Needing the Cash To Keep On Needing the Cash
Ernest (Fritz) Hollings is the former Democratic Senator from South Carolina and he knows from the practical experience of being there, the pressures on a Senator or Representative to stay in the game.
Staying in the game is a euphemism for getting re-elected. Hollings got elected in ’68 and kept getting re-elected until ’98, retiring in ’04, so I guess he should know something about the process.
Fritz was a controversial guy. You can’t spend almost 40 years in the Senate and not have people love and hate you in second-helping quantities. I hope not to get derailed on other issues. Fritz wrote an editorial on campaign money and how the need to keep ever bigger numbers coming in, just to hang on to a Senate seat, is handcuffing legislators. Turning them into beggars on the street, according to Hollings and keeping them out of their Senate offices, where they’re supposed to be doing the nation’s business.
That dovetails nicely with other evidence that suggests the modern-day Congress is actually spending about a day and a half a week at what should be a five-day-a-week job. Which fits neatly into our headlong rush to our first billion-dollar presidency. Which fits . . .
It’s all about money.
Hollings claims our present-day troubles started in ’68, when Maurice Stans was collecting money for Dick Nixon. Millions raised, most of it cash that couldn't be traced. On the basis of ‘government for sale,’ Congress came up with legislation outlawing cash donations in federal elections. Hollings could spend $637,000 on the South Carolina race and not a penny more. By those limits today, Hollings says a South Carolina Senate race would cost $3 million.
But we don’t have those limits today. The Supreme Court threw them out. Claiming free speech violations, the Court gave us the most expensive speech on the face of the planet.
Hollings continues, (italics are mine)
“So in 1998 I had to raise $8.5 million to be elected senator. This meant I had to collect $30,000 a week, each and every week, for six years. I could have raised $3 million in South Carolina. But to get $8.5 million I had to travel to New York, Boston, Chicago, Florida, California, Texas and elsewhere. During every break Congress took, I had to be out hustling money. And when I was in Washington, or back home, my mind was still on money.”
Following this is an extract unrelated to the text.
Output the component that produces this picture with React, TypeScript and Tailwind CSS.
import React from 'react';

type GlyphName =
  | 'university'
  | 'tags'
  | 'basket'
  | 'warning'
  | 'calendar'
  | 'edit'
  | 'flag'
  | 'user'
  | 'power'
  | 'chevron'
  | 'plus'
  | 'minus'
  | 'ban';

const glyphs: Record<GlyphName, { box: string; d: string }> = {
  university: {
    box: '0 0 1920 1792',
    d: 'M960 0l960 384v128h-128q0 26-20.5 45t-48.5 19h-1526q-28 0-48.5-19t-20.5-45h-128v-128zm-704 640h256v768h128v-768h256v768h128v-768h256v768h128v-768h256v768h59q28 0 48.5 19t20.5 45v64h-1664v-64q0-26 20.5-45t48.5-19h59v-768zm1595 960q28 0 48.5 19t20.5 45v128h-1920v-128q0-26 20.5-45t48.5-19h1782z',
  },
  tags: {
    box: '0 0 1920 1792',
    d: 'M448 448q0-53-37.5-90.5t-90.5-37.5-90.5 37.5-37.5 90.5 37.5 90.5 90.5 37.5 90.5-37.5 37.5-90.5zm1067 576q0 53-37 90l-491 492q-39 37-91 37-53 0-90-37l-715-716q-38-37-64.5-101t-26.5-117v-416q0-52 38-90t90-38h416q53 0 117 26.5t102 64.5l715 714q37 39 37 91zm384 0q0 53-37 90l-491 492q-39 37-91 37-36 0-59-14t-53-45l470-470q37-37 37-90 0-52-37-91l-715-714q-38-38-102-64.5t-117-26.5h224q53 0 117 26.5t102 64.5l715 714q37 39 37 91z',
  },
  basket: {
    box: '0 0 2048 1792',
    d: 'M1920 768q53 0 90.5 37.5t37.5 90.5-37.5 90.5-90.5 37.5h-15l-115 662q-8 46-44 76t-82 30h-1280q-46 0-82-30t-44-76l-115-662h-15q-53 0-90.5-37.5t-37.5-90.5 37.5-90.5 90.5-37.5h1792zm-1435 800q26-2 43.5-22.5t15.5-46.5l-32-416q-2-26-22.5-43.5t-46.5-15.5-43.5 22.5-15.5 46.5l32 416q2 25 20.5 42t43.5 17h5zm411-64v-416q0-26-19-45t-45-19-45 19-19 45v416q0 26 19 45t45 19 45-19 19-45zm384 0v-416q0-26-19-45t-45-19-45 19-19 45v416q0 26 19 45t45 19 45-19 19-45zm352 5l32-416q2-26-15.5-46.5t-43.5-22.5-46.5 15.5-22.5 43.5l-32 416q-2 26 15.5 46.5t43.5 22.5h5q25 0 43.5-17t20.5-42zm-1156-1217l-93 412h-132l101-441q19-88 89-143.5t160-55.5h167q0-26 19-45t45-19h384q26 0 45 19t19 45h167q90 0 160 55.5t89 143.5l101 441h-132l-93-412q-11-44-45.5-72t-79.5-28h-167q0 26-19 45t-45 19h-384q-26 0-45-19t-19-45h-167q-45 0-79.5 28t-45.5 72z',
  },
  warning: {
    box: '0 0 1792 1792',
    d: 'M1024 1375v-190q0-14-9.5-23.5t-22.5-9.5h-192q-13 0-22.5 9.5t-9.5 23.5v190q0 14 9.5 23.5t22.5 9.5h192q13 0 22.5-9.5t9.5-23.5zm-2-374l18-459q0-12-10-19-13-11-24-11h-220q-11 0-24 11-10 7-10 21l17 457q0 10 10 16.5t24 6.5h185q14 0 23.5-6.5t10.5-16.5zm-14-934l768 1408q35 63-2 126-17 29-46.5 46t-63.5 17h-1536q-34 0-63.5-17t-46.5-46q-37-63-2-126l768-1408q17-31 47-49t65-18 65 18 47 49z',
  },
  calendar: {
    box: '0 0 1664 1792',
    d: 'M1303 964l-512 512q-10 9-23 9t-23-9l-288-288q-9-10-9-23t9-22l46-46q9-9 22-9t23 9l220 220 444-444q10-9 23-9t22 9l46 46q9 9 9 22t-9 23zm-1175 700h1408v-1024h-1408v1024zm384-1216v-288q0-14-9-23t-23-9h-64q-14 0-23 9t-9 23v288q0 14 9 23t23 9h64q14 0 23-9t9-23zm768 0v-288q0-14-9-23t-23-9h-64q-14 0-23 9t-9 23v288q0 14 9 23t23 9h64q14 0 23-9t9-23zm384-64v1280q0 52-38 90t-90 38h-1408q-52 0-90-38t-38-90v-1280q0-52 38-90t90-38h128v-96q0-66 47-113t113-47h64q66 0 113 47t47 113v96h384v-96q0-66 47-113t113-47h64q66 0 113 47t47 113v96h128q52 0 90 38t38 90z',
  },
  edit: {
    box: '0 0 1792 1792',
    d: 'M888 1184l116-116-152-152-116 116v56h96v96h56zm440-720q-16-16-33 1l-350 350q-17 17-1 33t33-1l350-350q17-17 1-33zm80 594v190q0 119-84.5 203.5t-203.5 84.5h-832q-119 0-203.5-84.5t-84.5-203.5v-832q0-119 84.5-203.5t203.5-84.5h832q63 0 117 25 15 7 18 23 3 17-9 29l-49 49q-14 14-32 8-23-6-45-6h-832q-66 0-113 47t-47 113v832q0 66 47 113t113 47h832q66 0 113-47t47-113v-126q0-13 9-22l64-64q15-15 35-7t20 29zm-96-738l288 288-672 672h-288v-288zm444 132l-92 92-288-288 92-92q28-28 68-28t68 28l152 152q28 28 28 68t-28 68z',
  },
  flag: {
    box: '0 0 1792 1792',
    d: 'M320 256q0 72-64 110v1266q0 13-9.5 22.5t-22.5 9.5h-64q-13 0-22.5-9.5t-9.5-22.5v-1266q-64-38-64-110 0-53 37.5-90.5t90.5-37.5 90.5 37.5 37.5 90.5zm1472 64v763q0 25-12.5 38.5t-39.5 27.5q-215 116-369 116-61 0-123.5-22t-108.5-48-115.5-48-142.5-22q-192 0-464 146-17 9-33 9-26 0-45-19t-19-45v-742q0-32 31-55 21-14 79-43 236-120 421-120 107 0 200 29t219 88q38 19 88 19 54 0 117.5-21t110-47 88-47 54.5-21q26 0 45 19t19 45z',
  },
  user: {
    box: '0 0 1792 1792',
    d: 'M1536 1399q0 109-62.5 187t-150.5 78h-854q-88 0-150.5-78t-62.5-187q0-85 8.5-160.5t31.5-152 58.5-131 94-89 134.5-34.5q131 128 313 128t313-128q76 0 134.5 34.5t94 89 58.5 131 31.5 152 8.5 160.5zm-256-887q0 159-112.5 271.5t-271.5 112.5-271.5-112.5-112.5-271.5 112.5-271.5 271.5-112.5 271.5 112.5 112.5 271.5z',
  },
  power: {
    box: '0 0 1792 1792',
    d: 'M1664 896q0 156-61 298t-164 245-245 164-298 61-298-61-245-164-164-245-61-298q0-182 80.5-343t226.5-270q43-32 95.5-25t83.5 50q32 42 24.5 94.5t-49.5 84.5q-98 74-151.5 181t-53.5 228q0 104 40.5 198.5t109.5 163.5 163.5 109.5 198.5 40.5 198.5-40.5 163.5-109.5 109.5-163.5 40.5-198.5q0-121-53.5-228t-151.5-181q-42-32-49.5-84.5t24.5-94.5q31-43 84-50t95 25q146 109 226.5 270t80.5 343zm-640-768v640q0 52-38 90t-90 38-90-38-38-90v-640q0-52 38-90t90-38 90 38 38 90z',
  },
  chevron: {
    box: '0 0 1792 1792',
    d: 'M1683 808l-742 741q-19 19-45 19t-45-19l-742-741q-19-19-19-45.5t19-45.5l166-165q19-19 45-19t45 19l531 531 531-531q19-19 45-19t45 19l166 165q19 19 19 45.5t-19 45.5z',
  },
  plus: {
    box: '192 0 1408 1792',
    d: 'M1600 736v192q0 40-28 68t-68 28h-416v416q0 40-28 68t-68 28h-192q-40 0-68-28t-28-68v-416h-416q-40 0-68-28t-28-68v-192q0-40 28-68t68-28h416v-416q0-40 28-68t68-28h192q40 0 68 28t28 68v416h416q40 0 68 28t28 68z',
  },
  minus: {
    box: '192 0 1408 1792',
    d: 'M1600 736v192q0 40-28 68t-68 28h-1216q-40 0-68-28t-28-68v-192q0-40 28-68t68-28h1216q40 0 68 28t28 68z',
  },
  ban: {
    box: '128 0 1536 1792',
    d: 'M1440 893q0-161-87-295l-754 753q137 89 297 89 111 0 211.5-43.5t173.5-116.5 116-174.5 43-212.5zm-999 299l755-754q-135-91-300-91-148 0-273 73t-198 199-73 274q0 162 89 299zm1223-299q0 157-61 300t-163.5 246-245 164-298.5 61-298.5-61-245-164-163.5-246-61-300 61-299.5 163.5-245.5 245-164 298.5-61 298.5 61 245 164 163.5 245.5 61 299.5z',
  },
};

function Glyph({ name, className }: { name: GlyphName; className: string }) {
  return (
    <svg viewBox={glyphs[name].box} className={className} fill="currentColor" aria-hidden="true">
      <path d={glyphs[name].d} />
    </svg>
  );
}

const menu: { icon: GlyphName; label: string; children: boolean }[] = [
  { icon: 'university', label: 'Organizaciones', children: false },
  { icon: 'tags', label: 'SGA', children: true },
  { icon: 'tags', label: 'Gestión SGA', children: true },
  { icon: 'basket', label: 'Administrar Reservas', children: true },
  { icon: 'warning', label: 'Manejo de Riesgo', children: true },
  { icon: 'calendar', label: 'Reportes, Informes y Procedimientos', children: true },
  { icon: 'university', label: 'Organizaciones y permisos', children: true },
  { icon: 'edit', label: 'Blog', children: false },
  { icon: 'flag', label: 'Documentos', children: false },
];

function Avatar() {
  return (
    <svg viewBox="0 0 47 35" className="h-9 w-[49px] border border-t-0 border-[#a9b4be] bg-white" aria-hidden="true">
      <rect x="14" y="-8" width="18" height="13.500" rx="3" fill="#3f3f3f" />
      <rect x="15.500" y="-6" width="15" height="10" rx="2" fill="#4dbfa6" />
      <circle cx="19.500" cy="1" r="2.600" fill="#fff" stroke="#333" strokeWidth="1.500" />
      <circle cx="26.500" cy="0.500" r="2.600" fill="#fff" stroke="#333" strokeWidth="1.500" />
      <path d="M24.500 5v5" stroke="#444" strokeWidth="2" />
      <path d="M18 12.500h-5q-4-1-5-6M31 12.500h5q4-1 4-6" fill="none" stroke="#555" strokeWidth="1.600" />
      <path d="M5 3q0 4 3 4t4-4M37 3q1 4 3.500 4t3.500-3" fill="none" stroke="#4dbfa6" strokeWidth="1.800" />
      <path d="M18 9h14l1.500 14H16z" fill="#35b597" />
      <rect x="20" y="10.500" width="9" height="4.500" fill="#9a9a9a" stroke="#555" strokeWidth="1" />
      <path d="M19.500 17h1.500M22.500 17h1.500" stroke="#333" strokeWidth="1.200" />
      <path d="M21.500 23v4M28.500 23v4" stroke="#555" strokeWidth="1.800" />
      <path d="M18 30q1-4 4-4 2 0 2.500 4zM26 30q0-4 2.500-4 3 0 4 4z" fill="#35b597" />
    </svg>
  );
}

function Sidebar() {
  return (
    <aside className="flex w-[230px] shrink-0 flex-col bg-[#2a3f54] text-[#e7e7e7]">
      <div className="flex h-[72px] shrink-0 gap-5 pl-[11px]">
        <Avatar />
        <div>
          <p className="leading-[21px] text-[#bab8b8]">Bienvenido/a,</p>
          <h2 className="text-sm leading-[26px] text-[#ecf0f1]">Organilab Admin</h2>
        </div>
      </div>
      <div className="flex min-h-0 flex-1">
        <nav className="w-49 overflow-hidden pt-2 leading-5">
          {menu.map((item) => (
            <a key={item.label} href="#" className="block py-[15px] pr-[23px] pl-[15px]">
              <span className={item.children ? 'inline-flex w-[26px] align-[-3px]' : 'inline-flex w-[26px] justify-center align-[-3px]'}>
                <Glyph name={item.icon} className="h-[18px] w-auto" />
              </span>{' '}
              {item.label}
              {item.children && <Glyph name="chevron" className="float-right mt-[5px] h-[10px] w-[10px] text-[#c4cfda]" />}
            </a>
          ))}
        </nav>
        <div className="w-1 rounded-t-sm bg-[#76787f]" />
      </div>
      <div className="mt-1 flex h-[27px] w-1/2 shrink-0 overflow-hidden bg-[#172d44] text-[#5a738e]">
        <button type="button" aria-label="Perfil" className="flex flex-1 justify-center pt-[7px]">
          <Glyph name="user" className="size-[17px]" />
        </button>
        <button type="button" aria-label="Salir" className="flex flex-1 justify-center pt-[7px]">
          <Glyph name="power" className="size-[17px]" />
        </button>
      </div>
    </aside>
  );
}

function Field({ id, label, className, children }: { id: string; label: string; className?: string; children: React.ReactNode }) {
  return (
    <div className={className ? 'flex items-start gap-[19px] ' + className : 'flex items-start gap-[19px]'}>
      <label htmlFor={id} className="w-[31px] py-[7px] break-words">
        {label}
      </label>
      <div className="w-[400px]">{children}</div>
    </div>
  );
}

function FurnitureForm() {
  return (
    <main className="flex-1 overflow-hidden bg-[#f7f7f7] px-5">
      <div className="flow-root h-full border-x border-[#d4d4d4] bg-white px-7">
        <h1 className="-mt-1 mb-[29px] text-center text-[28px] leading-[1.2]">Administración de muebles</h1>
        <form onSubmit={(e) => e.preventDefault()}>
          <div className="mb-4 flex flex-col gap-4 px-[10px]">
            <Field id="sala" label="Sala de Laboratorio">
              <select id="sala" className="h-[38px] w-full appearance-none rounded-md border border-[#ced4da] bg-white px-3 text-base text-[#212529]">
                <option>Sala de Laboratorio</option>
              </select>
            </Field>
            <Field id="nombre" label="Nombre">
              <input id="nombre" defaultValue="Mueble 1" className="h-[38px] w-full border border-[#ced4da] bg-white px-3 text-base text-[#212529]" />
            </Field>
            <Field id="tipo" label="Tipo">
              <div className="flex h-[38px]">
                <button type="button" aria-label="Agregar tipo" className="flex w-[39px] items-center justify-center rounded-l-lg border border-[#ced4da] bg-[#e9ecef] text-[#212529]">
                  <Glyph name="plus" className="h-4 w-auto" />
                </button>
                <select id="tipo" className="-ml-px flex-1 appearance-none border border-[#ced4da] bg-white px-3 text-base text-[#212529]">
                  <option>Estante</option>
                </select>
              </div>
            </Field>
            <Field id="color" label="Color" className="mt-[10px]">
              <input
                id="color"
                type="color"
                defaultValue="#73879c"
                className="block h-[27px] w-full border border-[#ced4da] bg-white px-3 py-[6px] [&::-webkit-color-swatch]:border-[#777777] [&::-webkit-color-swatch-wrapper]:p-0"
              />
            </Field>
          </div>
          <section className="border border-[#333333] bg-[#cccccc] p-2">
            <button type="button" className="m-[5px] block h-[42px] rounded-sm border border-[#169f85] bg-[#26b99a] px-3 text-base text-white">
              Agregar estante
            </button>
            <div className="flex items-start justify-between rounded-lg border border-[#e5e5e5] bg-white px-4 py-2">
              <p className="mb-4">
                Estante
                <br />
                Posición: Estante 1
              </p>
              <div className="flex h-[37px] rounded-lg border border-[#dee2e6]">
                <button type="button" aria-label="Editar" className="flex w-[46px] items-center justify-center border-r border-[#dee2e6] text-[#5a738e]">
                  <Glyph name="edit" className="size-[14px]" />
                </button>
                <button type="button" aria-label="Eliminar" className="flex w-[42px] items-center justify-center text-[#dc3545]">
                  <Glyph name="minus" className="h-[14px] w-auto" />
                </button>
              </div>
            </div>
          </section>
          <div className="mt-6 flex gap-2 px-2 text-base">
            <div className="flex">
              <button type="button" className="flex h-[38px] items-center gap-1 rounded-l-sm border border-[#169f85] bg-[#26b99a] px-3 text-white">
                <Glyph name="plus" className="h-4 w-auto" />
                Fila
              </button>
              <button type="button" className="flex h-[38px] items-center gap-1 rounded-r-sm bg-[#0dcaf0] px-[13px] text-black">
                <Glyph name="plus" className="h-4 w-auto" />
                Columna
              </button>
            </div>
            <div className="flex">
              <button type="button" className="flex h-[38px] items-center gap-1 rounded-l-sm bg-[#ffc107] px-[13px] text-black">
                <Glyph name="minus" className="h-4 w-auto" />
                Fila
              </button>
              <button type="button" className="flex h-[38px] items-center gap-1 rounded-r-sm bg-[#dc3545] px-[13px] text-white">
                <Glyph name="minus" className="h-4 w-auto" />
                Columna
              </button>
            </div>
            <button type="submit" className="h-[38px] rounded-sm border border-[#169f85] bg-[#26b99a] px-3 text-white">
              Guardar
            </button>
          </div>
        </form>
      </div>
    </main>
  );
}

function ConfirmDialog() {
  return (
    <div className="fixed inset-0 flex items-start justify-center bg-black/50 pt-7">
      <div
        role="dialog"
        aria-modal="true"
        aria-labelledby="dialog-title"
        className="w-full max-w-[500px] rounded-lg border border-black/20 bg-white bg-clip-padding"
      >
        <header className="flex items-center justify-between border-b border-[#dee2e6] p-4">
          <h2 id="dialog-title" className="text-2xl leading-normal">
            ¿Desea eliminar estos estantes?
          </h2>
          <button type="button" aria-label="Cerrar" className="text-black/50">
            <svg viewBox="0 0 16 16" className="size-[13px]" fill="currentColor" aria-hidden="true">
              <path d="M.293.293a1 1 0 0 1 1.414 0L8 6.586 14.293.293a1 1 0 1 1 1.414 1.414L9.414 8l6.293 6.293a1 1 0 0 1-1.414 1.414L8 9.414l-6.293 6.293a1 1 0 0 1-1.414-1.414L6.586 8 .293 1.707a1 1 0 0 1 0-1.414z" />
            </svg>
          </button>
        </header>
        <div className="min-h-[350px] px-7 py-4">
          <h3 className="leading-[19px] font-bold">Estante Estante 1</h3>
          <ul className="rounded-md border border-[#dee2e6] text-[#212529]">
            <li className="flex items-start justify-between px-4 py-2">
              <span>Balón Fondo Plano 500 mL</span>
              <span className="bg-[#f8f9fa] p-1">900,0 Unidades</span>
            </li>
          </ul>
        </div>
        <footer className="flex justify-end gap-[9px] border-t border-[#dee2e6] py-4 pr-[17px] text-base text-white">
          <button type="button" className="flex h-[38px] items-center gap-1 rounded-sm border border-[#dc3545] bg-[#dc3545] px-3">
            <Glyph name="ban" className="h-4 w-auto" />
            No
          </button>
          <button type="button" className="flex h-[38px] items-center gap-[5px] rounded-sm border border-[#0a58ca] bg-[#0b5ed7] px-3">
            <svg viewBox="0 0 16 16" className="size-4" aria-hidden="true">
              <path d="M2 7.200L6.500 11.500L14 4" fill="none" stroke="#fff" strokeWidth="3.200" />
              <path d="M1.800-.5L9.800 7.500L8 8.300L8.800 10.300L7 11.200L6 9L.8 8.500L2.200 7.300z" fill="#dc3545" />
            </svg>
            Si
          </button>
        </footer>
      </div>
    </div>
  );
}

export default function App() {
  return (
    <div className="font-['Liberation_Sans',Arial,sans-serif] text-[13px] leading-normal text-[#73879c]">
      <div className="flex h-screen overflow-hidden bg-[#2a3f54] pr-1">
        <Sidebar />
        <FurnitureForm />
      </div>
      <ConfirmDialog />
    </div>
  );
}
We don’t get guys like Jack Abramoff and Tom DeLay corrupting our democratic process because Senators and Representatives are crooks. We get guys like that and the destruction of representative government because our courts can’t tell the difference between free speech and speech to the highest bidder.
Speech to the highest bidder is the most restrictive speech the human mind could devise.
Congress can tinker all it wants with the mechanism of funding, but it won’t make a tinker’s damn worth of difference until the Court revisits the issue of free speech.
Hollings again, (italics are mine again as well)
“When I came to the Senate in 1966, we invariably would have a vote scheduled for 9 a.m. Monday to be sure that we started the week at work. And the Senate regularly was voting Friday afternoon. Now you can't find the Senate until Monday evening, and it's gone again by Thursday night. We're off raising money. We use every excuse for a "break" to do so. In February it used to be one day for Washington's birthday and one for Lincoln's. Now we've combined them so we can take a week off to raise money. There's Easter week, Memorial Day week, Fourth of July week and the whole month of August. There's Columbus Day week, Thanksgiving week and the year-end holidays. While in town, we hold breakfast fundraisers, lunch fundraisers, and caucuses to raise funds. The late senator Richard Russell of Georgia said a senator was given a six-year term -- two years to be a statesman, two to be a politician and two to demagogue. Now we take all six years to raise money.
“There is no time to rest or take it easy. Chairmen and ranking minority-party members of committees are charged with raising $100,000 for their party campaign committees. Regular members must raise $50,000, and senators are expected to attend each other's fundraisers, as well as party fundraisers outside Washington. Political parties now raise money for senators, exacerbating the politics and the standoff in the Senate. You don't feel like talking to a senator when he was at a fundraiser against you the previous evening.”
I don’t think we have dishonest politicians at any greater rate than we have dishonest businessmen or college presidents. But I think we have cast them into the unwilling servitude of money-grubbing their livings. We did it with the best of intentions. Best intentions often give us unexpected consequences and, this time, they’re not only foolish, they’re dangerous.
We’re running representative government on money, and that’s the most dangerous fuel in the world.